27.1.10

PASSO A PASSO

Quem me conhece sabe o quanto gosto de caminhar. Costumo fazer quase tudo a pé em São Paulo, uso muito o metrô e tiro o carro da garagem somente quando é inevitável. Aqui em Paris, as caminhadas duplicaram ou triplicaram em distância e o metrô nos leva para qualquer parte. É quando caminho que exercito o diálogo comigo mesmo. Os pensamentos surgem e desaparecem sem aviso prévio, ou são interrompidos por alguma situação ou pessoa que vejo e me chama atenção. Imagens e pensamentos às vezes convivem sem conflito, na maioria das vezes as imagens vencem os pensamentos e eles vão para algum lugar onde eu não mais os encontro. Logo em seguida outras idéias ou reflexões se iniciam e eu nem mesmo tento me lembrar sobre o que havia pensando minutos atrás. Paris nos convida a caminhar, a pensar e também a esquecer. Por tudo que ela nos oferece como cidade, além de ser praticamente plana e fácil para ir de um lugar a outro. Aos pensamentos e reflexões que trouxe comigo, juntam-se muitas novas imagens.

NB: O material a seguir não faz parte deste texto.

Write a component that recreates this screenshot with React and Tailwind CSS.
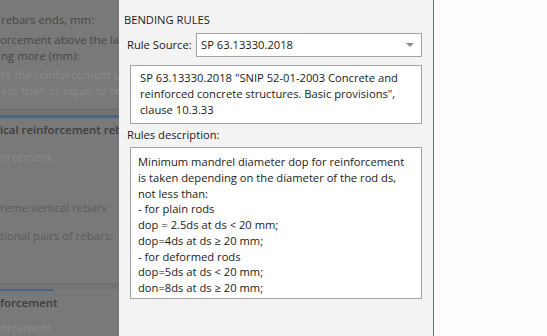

Sejam elas concretas e evidentes, impossíveis de serem ignoradas pelos olhos, ou abstratas, isto é, criadas por meus pensamentos desejosos e rebeldes e também por isso mesmo impossíveis de serem ignoradas. Preciso de muito tempo para chegar ao fim de uma reflexão, e o mesmo longo tempo para dizer o que quero dizer. Talvez necessito dessas ouvertures um pouco longas para me convencer de que o que quero dizer realmente tem importância, seja para mim ou para aqueles acho que vale a pena dizer. Hoje li a conhecida frase do Che Guevara “É preciso ser duro, sem perder a ternura jamais” escrita num muro enquanto eu caminhava. Li quase que sem registrá-la, mas horas depois ela ecoou dentro da minha cabeça. Acho que depois de décadas eu a compreendi. Do meu jeito. Compreendi que muitas vezes acaba sendo inevitável endurecer, e que a ternura é o ponto mais frágil dessa história, tem a ver com nossa disposição interior, com o desejo de não perdê-la depois de já ter endurecido.